Aquaculture for all

Fish Discards To End

Sustainability

EU - Maria Damanaki, the European fisheries commissioner, will this Tuesday unveil a proposal to ban the controversial practice of discards, a perverse consequence of a Brussels-devised quota system.

She and her officials say they are responding to the pressure for reform of Europes fishing policies placed on them by a letter signed by more than 650,000 people following a series of television programmes by Fearnley-Whittingstall.

Ms Damanaki is understood to have the backing of Richard Benyon, Britains fishing minister, as well as the Danish, German, French and Belgian ministers in calling for an end to the practice.

But Spain and other southern European countries are understood to oppose the plan because the reforms would mean fishermen had to stop when they have exceeded their quota, or buy quota from other fishermen to cover their extra catches. They would also have to accept enforcement measures such as having CCTV on all vessels or accept the imposition of observers to ensure fishermen did not discard illegally.

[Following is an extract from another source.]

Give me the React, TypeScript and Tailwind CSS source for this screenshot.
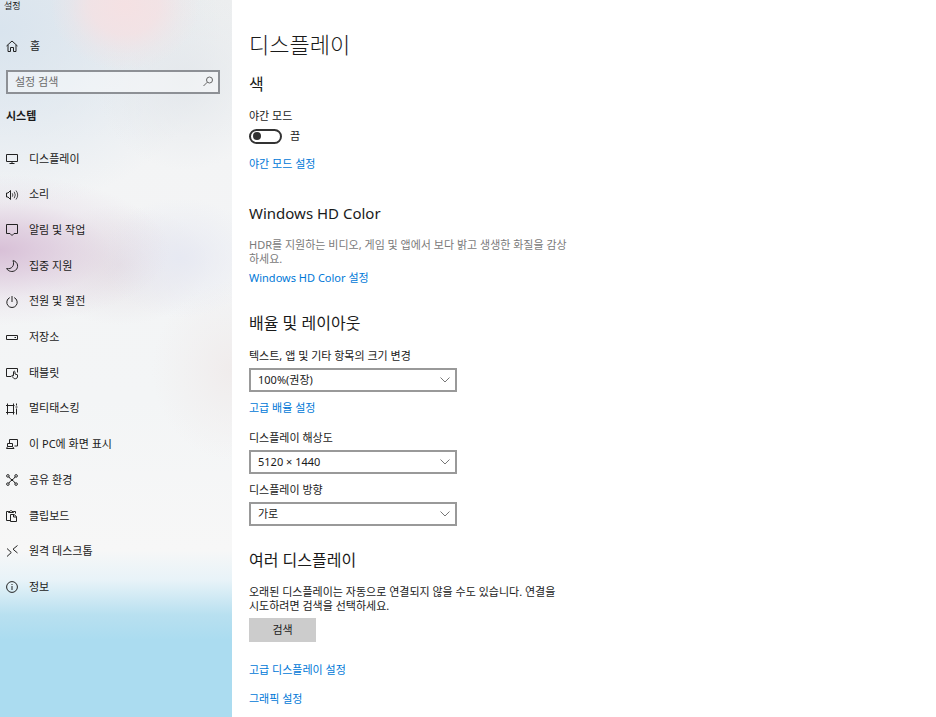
import type { ReactNode } from "react"

const menu: { label: string; icon: ReactNode }[] = [
  {
    label: "디스플레이",
    icon: <path d="M.5 1.5h11v7H.5zM6 8.500v2M3.500 10.500h5" />,
  },
  {
    label: "소리",
    icon: (
      <>
        <path d="M.5 4v4H2l2.500 2.500v-9L2 4z" />
        <path d="M6.300 4.300q1.200 1.700 0 3.400M8.200 2.800q2.200 3.200 0 6.400M10 1.500q3.400 4.500 0 9" strokeWidth=".8" />
      </>
    ),
  },
  {
    label: "알림 및 작업",
    icon: <path d="M.5.5h11v9H8L6 11.500l-2-2H.5z" />,
  },
  {
    label: "집중 지원",
    icon: <path d="M7 .6C12.300 1.800 12.800 7.800 9.600 10.200C6.500 12.500 2.300 11.500.6 8.600C5.500 9.600 9 5.500 7 .6z" />,
  },
  {
    label: "전원 및 절전",
    icon: <path d="M6 0v6M3.800 1.600a5.200 5.200 0 1 0 4.400 0" />,
  },
  {
    label: "저장소",
    icon: <path d="M.5 4.500h11v4H.5zM8.500 6.500h1.500" />,
  },
  {
    label: "태블릿",
    icon: (
      <path d="M5 9.500H.5v-8h11v4M7.500 8.700V4.700q.8-1.200 1.500 0v2.300l2.500.8v2.200q-.4 1.700-2 1.700H8.200L5.600 9q.2-1.400 1.900-.3" />
    ),
  },
  {
    label: "멀티태스킹",
    icon: <path d="M1.500 .5v11M7.500 .5v11M0 2.500h8.500M0 9.500h8.500M10.500 .5v2M10.500 5.500v6M9.500 4h2" />,
  },
  {
    label: "이 PC에 화면 표시",
    icon: <path d="M3.500 5V1.500h8v6.500H8.500M1.500 5.500h5v3h-5zM1.500 8.500l-1 2h7.500l-1.500-2" />,
  },
  {
    label: "공유 환경",
    icon: (
      <>
        <circle cx="1.900" cy="1.900" r="1.300" />
        <circle cx="10.100" cy="1.900" r="1.300" />
        <circle cx="1.900" cy="10.100" r="1.300" />
        <circle cx="10.100" cy="10.100" r="1.300" />
        <path d="M2.800 2.800L5 5.500h2l2.200-2.700M2.800 9.200L5 6.500h2l2.200 2.700" />
      </>
    ),
  },
  {
    label: "클립보드",
    icon: <path d="M4.500 10.500H.5v-9h2M7.500 1.500h2v2M2.500 2.500v-1h1.500L5 .3l1 1.200h1.500v1zM4.500 4.500h3.500l2.500 2v5h-6zM7.500 4.500v2.500h3" />,
  },
  {
    label: "원격 데스크톱",
    icon: <path d="M1 3.500l4.300 4L1 11.500M11.500 .5L7 4.200l4.500 3.800" />,
  },
  {
    label: "정보",
    icon: (
      <>
        <circle cx="6" cy="6" r="5.400" />
        <path d="M6 5v4M6 3v1" />
      </>
    ),
  },
]

function Icon({ children }: { children: ReactNode }) {
  return (
    <svg viewBox="0 0 12 12" className="size-3 shrink-0 overflow-visible fill-none stroke-[#222]" aria-hidden="true">
      {children}
    </svg>
  )
}

function SettingLink({ children }: { children: ReactNode }) {
  return (
    <a href="#" className="block w-fit leading-4 text-[#0078d7] hover:text-gray-500">
      {children}
    </a>
  )
}

function Dropdown({ id, label, value }: { id: string; label: string; value: string }) {
  return (
    <div>
      <label htmlFor={id} className="block leading-4">
        {label}
      </label>
      <div className="relative mt-1 w-52">
        <select
          id={id}
          className="block h-6 w-full appearance-none border-2 border-[#999] bg-white pl-[7px] leading-5 text-[#1a1a1a]"
        >
          <option>{value}</option>
        </select>
        <svg
          viewBox="0 0 10 6"
          className="pointer-events-none absolute top-2 right-[7px] h-2 w-2.5 fill-none stroke-[#777]"
          aria-hidden="true"
        >
          <path d="M.5.5L5 5 9.500.5" />
        </svg>
      </div>
    </div>
  )
}

export default function App() {
  return (
    <div className="flex min-h-screen bg-white font-['Noto_Sans','Noto_Sans_CJK_KR',sans-serif] text-[11px] text-[#1a1a1a]">
      <aside className="w-[232px] shrink-0 bg-[radial-gradient(ellipse_75px_65px_at_125px_5px,#f5e1e3,#f5e1e3cc_45%,#f5e1e344_75%,#f5e1e300),radial-gradient(ellipse_170px_75px_at_0px_250px,#d8c0d7,#d8c0d7aa_30%,#d8c0d733_65%,#d8c0d700),radial-gradient(ellipse_80px_60px_at_180px_258px,#e7e9f2,#e7e9f277_50%,#e7e9f200),radial-gradient(ellipse_90px_60px_at_120px_265px,#e7e3e7,#e7e3e777_50%,#e7e3e700),radial-gradient(ellipse_80px_90px_at_232px_370px,#f0ecec,#f0ecec77_50%,#f0ecec00),radial-gradient(ellipse_90px_90px_at_185px_80px,#e4e8ec,#e4e8ec77_50%,#e4e8ec00),radial-gradient(ellipse_220px_180px_at_0px_30px,#d9e4ee,#d9e4ee88_50%,#d9e4ee00),linear-gradient(#eceeef_0px,#f3f4f5_140px,#f3f5f6_400px,#f7f7f7_550px,#e8f3f8_580px,#b8e0f0_615px,#abdcf0_640px,#abdcf0)]">
        <p className="pl-1 text-[9px] leading-3">설정</p>

        <a href="#" className="mt-[22px] flex h-6 items-center gap-3 pl-1.5">
          <Icon>
            <path d="M.5 6L6 1l5.500 5M2 5v6.500h2.500v-4h3v4H10V5" />
          </Icon>
          홈
        </a>

        <div className="relative mx-1.5 mt-3 mr-3">
          <input
            type="text"
            aria-label="설정 검색"
            placeholder="설정 검색"
            className="block h-6 w-full border-2 border-[#8d9095] bg-white/40 pr-6 pb-0.5 pl-[7px] leading-4 placeholder:text-[#6b6b6b]"
          />
          <svg
            viewBox="0 0 12 12"
            className="pointer-events-none absolute top-1.5 right-1.5 size-3 fill-none stroke-[#666]"
            aria-hidden="true"
          >
            <circle cx="7.500" cy="4" r="3" />
            <path d="M5.300 6.200L1.500 10" />
          </svg>
        </div>

        <h2 className="mt-3.5 pl-1.5 leading-4 font-bold">시스템</h2>

        <nav className="mt-[17px] grid h-[464px] auto-rows-fr">
          {menu.map((item) => (
            <a key={item.label} href="#" className="flex items-center gap-[11px] pl-1.5 hover:bg-black/5">
              <Icon>{item.icon}</Icon>
              {item.label}
            </a>
          ))}
        </nav>
      </aside>

      <main className="min-w-0 flex-1 pt-7 pr-4 pb-2.5 pl-[17px]">
        <h1 className="text-[22px] leading-8 font-light">디스플레이</h1>

        <section className="mt-3">
          <h2 className="text-base leading-6">색</h2>
          <p id="night-mode" className="mt-3 leading-4">
            야간 모드
          </p>
          <div className="mt-1 flex h-4 items-center gap-2">
            <input
              id="night"
              type="checkbox"
              role="switch"
              aria-labelledby="night-mode"
              className="flex h-[15px] w-[33px] appearance-none items-center rounded-full border-2 border-[#333] pl-0.5 before:size-2 before:rounded-full before:bg-[#333]"
            />
            <label htmlFor="night">끔</label>
          </div>
          <div className="mt-3">
            <SettingLink>야간 모드 설정</SettingLink>
          </div>
        </section>

        <section className="mt-[29px]">
          <h2 className="text-[15px] leading-6">Windows HD Color</h2>
          <p className="mt-[13px] leading-[14px] text-[#7a7a7a]">
            HDR를 지원하는 비디오, 게임 및 앱에서 보다 밝고 생생한 화질을 감상
            <br />
            하세요.
          </p>
          <div className="mt-1">
            <SettingLink>Windows HD Color 설정</SettingLink>
          </div>
        </section>

        <section className="mt-[25px]">
          <h2 className="text-base leading-6">배율 및 레이아웃</h2>
          <div className="mt-[13px]">
            <Dropdown id="scale" label="텍스트, 앱 및 기타 항목의 크기 변경" value="100%(권장)" />
          </div>
          <div className="mt-2">
            <SettingLink>고급 배율 설정</SettingLink>
          </div>
          <div className="mt-3.5 space-y-2">
            <Dropdown id="resolution" label="디스플레이 해상도" value="5120 × 1440" />
            <Dropdown id="orientation" label="디스플레이 방향" value="가로" />
          </div>
        </section>

        <section className="mt-[22px]">
          <h2 className="text-base leading-6">여러 디스플레이</h2>
          <p className="mt-[13px] leading-[14px]">
            오래된 디스플레이는 자동으로 연결되지 않을 수도 있습니다. 연결을
            <br />
            시도하려면 검색을 선택하세요.
          </p>
          <button type="button" className="mt-[5px] block h-6 w-[67px] bg-[#ccc] leading-6">
            검색
          </button>
          <div className="mt-5 space-y-[13px]">
            <SettingLink>고급 디스플레이 설정</SettingLink>
            <SettingLink>그래픽 설정</SettingLink>
          </div>
        </section>
      </main>
    </div>
  )
}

Ms Damanakis proposal, which has been seen by The Sunday Times, suggests that all catches should be landed and counted against quota. Discards of pelagic fish such as mackerel, herring and blue whiting would be banned in the first year after the reforms came into force. In the second year, the ban would be extended to trawl fisheries in which two or more species, such as cod and langoustines, were caught.

The ban would encourage fishermen to use their ingenuity to catch just the fish they wanted to land, by using larger mesh sizes and excluder trawls, which allow cod to escape through open panels but catch haddock, which move differently.

Commenting on this, WWF-UK’s Fisheries Policy Officer, Giles Bartlett, said: “Discards are a wasteful and environmentally damaging practice. However, to protect the marine environment and create healthy sustainable fish stocks, any steps to end discards must go hand-in-hand with action to identify more selective ways to fish.

“Any reform of the CFP must have at its core the reduction of discards to minimal levels and support the ability for fishermen to adopt local, solution-oriented systems to avoid non-targeted or non-commercial catches.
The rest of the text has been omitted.